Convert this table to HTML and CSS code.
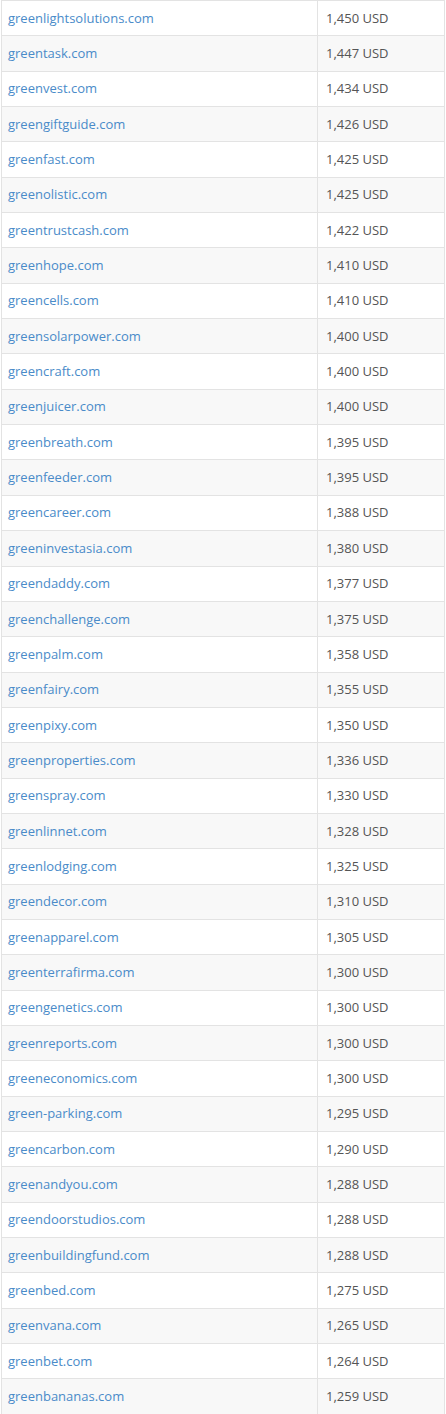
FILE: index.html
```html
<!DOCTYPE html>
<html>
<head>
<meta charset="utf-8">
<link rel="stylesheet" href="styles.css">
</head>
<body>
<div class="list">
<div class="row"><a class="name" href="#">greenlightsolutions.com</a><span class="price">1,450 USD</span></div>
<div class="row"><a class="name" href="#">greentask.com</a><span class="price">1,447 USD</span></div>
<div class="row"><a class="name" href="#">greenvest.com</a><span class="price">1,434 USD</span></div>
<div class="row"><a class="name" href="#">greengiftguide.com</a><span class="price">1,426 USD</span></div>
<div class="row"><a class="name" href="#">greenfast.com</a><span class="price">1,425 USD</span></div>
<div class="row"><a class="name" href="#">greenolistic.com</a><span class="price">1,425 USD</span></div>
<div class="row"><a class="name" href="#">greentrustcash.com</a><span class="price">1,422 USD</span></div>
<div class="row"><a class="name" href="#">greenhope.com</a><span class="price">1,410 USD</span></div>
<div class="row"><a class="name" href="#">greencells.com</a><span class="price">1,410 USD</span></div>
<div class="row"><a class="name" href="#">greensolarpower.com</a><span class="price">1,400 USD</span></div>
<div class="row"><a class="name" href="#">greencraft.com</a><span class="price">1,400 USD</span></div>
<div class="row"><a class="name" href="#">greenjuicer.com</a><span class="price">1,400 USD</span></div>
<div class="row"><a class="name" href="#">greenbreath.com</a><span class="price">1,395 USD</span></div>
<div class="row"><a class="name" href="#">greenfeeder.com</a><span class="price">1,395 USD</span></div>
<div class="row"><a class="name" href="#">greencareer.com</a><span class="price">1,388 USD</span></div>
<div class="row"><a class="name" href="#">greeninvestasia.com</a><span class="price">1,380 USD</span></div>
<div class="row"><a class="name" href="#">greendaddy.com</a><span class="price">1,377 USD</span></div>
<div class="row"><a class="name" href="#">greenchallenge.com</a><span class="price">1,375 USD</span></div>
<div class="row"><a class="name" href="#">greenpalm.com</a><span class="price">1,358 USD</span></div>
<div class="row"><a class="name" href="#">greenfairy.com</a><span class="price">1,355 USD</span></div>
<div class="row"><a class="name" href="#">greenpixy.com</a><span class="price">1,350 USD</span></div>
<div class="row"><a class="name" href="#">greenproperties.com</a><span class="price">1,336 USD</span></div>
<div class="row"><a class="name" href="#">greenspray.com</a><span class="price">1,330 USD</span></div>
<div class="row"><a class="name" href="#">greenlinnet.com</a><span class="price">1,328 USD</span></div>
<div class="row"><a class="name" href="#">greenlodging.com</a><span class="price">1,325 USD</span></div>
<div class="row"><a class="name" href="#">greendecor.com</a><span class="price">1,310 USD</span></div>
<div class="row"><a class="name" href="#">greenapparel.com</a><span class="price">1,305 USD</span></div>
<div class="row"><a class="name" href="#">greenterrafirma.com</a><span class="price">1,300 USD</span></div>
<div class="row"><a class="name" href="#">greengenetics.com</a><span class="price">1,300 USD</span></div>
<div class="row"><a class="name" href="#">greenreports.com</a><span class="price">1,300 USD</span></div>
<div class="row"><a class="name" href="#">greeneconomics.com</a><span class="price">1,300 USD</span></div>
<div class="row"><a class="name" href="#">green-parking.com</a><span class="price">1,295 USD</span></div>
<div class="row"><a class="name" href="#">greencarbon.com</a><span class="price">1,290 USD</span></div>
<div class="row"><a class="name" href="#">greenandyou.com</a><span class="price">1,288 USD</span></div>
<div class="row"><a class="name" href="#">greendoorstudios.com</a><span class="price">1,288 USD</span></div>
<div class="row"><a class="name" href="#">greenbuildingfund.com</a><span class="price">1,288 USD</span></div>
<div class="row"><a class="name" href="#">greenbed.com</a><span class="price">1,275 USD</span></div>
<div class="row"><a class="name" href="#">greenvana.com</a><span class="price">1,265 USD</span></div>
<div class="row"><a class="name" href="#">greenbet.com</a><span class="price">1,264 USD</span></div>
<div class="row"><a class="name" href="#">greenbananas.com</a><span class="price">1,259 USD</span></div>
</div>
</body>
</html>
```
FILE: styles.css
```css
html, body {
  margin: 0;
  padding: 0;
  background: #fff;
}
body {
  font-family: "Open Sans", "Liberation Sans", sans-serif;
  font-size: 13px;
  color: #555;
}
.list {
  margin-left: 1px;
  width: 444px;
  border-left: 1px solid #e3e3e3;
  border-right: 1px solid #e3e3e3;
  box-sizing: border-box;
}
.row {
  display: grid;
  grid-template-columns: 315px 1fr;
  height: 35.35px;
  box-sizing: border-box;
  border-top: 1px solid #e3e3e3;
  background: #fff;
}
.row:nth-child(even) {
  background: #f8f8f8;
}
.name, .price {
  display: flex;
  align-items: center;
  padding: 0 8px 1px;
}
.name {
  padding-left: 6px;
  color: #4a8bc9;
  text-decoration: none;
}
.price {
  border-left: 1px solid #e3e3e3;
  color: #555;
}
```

────────────────

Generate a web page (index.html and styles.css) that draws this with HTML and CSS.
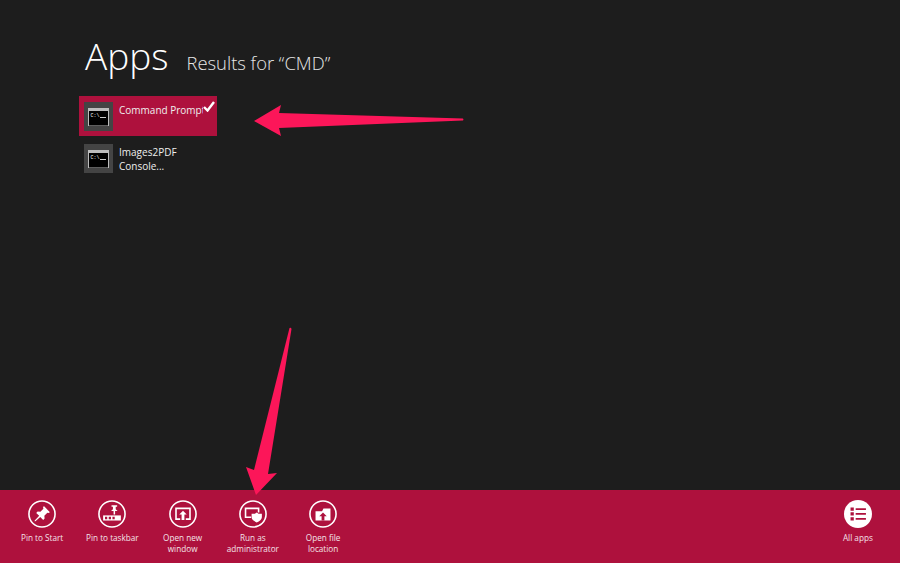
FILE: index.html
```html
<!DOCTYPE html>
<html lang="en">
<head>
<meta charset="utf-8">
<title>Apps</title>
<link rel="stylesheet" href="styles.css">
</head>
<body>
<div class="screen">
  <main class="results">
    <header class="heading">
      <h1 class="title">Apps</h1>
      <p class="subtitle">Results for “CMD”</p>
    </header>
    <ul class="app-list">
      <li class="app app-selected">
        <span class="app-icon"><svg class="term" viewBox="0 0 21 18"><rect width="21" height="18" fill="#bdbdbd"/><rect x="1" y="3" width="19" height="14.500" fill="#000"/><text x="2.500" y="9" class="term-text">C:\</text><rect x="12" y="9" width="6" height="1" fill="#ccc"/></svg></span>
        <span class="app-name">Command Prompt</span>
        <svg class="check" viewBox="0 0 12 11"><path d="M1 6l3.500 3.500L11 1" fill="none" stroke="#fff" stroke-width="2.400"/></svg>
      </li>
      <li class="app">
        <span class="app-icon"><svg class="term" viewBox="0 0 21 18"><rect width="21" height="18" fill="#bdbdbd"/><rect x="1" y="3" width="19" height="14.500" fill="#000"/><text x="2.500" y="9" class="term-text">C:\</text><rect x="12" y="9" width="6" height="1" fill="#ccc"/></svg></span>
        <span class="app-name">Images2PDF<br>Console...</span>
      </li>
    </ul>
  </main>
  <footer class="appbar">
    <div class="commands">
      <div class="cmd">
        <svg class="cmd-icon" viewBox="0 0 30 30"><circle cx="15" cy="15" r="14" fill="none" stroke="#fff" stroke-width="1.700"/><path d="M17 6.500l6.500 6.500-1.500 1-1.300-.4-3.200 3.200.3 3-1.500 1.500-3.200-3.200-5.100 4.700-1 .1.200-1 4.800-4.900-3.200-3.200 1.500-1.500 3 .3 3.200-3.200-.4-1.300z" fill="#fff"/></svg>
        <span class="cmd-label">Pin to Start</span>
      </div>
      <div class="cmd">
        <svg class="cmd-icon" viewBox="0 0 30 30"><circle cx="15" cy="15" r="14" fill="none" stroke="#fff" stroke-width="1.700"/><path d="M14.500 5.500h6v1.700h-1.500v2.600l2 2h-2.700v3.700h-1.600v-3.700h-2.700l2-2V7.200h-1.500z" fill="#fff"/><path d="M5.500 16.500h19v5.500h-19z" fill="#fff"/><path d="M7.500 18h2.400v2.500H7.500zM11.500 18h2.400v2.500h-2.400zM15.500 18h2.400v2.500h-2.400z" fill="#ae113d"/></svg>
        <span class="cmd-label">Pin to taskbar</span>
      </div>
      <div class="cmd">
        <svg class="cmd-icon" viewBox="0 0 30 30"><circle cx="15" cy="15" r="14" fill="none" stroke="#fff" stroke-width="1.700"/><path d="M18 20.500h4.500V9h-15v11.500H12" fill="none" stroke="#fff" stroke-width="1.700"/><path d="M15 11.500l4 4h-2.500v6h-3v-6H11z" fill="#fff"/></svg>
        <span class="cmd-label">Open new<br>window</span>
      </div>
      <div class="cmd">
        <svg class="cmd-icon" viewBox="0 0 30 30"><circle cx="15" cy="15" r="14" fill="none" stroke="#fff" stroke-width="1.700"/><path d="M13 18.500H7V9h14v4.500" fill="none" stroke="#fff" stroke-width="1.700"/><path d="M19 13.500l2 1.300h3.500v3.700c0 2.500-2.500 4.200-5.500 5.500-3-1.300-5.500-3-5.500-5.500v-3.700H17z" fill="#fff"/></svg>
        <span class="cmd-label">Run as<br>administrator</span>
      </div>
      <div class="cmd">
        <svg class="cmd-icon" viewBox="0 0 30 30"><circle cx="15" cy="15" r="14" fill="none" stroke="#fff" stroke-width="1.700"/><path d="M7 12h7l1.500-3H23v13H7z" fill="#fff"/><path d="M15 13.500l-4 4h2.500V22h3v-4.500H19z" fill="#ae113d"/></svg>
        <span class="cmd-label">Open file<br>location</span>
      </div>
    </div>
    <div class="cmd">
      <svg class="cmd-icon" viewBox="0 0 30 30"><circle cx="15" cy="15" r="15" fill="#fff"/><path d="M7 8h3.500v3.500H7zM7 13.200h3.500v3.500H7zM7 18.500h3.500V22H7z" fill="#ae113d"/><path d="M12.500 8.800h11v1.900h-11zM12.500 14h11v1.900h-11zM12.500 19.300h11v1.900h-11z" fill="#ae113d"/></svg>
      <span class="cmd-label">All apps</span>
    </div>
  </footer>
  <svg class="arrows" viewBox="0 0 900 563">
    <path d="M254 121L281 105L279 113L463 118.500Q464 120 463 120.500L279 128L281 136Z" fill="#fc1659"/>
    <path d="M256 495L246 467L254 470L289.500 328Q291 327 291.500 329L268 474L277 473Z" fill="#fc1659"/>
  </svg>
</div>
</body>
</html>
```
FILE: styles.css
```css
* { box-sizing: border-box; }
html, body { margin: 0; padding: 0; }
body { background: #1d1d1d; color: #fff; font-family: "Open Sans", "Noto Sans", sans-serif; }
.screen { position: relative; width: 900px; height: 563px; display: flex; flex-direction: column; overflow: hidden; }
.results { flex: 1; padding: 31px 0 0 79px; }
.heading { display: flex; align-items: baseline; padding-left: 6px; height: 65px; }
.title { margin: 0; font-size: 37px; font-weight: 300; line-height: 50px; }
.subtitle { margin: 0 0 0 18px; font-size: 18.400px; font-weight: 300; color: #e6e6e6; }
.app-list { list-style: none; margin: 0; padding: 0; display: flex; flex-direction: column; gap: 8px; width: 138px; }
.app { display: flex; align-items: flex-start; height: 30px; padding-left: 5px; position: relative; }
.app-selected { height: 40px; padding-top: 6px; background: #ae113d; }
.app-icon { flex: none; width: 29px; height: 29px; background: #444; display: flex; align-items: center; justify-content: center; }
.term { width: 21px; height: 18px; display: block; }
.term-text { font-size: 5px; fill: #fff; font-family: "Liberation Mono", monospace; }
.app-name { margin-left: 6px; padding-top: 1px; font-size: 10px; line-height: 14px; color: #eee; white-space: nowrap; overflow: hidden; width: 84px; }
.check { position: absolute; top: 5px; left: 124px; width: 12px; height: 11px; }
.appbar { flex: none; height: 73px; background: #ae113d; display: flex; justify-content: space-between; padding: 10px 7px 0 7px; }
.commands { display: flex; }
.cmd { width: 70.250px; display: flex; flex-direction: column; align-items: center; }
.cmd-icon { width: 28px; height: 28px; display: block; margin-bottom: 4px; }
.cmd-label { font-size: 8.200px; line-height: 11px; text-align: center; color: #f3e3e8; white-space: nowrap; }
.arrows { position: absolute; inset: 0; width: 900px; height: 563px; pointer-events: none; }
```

────────────────

= Problem requirements =
Extract all lines containing the word "this".

= Full response =
Convert this table to HTML and CSS code.
Generate a web page (index.html and styles.css) that draws this with HTML and CSS.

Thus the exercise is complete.